> Do this
Examine the material below and count the lines that hold the word "TypeScript". Report only the number.

> Provided data
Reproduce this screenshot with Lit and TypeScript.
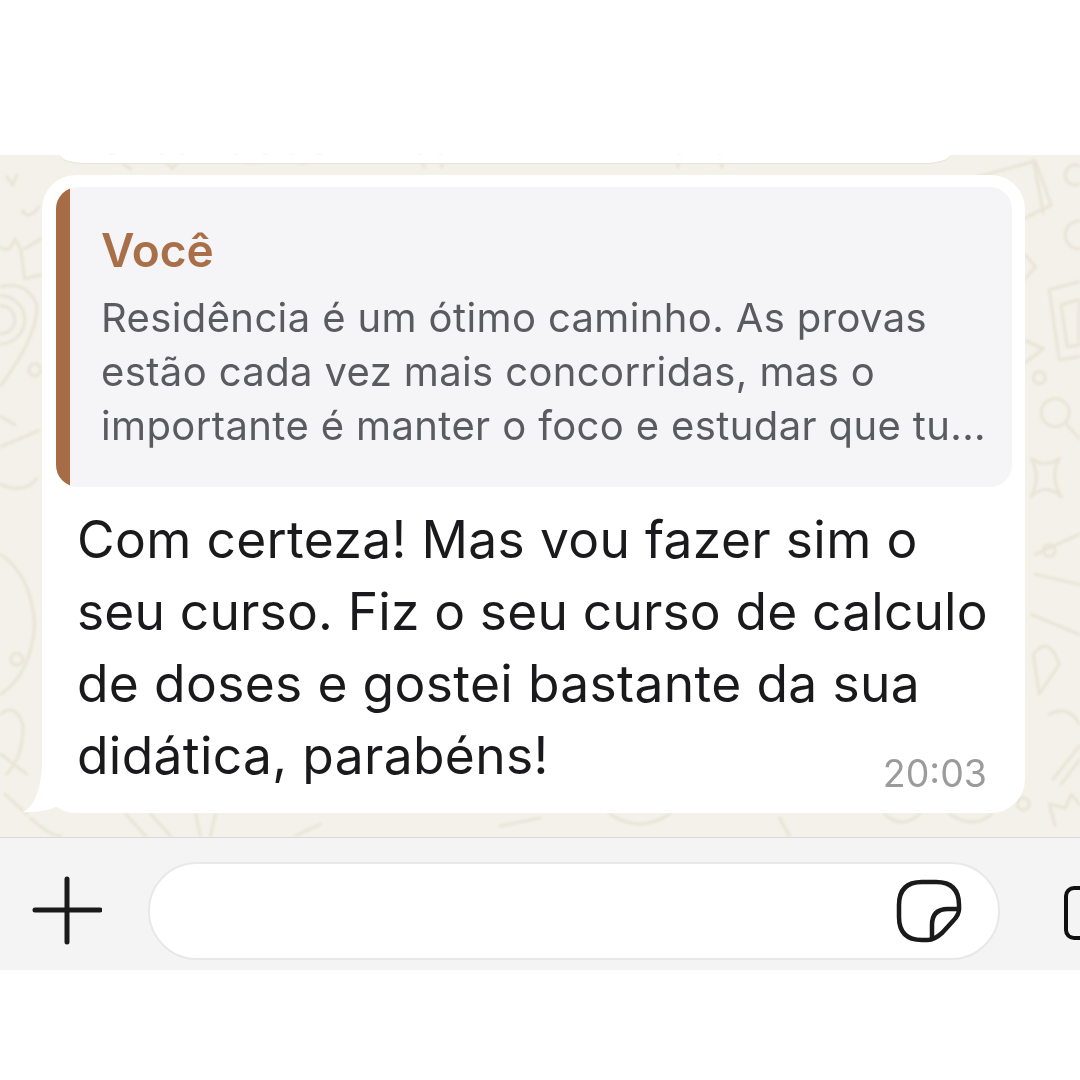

--

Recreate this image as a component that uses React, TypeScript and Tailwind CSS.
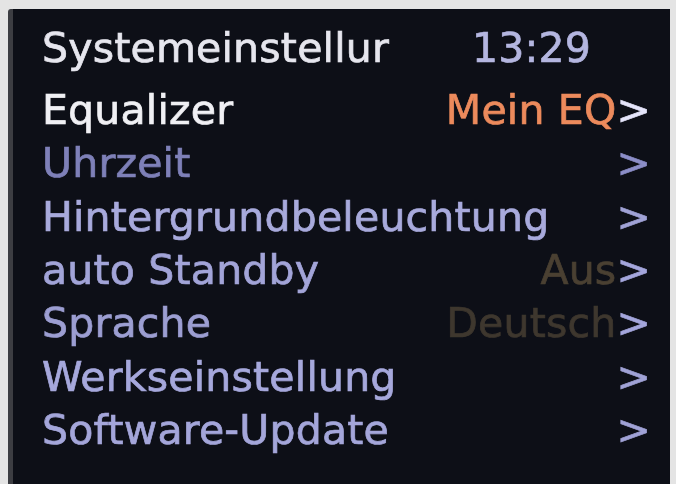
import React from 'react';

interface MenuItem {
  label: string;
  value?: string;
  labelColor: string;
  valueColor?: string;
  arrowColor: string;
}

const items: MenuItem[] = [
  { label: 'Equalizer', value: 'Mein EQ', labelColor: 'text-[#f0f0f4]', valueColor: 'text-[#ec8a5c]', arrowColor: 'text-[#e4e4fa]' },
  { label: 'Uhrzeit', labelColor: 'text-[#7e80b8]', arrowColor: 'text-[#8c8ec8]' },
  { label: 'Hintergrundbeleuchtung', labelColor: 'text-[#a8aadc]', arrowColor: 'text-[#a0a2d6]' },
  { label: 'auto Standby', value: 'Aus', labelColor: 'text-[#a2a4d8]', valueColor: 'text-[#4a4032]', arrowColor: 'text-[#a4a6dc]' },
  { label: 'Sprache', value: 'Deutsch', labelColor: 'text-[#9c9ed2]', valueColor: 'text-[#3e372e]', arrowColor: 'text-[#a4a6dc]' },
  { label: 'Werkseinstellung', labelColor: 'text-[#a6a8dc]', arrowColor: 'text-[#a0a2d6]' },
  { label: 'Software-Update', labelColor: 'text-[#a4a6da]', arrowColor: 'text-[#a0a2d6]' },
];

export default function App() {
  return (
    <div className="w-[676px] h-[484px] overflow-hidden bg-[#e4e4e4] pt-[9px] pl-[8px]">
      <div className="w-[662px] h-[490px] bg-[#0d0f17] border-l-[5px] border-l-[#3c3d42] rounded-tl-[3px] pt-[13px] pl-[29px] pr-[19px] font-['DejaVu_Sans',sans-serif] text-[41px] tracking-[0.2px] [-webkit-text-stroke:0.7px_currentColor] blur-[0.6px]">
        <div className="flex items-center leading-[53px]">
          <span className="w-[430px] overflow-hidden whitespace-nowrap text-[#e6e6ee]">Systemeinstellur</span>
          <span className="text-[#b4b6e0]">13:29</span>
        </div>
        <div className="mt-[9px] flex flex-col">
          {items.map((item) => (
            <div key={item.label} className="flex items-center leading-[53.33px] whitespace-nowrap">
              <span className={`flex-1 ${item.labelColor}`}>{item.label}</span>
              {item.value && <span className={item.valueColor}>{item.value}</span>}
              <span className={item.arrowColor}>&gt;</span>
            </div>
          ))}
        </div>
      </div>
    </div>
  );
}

==

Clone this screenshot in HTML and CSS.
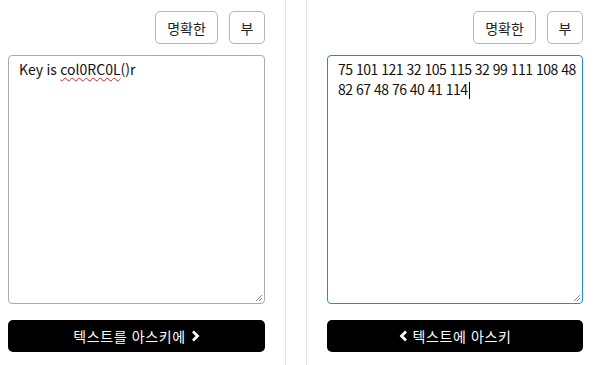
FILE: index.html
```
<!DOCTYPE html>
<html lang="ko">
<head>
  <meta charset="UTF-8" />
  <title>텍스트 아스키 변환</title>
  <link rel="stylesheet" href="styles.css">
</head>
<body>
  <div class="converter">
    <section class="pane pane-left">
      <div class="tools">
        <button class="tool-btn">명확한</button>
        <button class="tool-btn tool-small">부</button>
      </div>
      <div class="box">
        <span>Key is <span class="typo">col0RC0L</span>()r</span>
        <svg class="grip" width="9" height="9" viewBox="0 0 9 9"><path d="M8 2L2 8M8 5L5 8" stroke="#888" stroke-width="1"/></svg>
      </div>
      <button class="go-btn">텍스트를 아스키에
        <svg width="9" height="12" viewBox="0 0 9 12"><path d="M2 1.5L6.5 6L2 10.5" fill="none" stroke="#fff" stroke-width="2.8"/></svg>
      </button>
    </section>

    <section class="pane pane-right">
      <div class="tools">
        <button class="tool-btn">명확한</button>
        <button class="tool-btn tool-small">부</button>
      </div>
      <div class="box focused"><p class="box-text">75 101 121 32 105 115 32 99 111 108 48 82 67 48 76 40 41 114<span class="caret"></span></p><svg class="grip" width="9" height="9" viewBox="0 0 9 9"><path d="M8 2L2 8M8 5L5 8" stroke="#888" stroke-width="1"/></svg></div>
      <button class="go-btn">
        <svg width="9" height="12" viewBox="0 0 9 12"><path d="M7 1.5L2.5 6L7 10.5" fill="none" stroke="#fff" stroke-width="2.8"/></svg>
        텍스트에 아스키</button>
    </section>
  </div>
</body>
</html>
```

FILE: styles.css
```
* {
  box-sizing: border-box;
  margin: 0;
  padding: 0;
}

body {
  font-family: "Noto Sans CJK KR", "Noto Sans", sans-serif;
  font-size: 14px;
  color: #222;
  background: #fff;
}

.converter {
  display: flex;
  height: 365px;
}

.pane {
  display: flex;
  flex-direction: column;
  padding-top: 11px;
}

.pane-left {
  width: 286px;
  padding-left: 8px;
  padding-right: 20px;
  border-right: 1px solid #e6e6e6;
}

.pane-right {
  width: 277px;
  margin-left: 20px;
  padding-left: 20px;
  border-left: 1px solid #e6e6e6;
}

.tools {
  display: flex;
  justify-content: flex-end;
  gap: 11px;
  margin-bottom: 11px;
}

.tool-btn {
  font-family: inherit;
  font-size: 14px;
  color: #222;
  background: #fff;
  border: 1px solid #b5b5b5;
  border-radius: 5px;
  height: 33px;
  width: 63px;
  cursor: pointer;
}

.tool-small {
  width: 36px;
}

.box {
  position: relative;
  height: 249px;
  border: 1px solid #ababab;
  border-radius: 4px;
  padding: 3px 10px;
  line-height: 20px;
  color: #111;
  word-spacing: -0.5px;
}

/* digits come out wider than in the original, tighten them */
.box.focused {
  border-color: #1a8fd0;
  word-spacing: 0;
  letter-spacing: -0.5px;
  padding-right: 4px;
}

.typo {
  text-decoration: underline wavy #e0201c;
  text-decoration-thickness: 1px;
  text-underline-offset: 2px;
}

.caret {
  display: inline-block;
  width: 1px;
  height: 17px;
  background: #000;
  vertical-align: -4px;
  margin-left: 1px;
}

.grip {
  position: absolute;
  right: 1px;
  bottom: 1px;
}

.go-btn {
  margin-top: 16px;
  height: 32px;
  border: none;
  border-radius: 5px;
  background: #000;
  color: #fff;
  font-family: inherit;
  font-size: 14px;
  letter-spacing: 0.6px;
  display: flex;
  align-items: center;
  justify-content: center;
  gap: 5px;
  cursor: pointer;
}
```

> Problem solution
2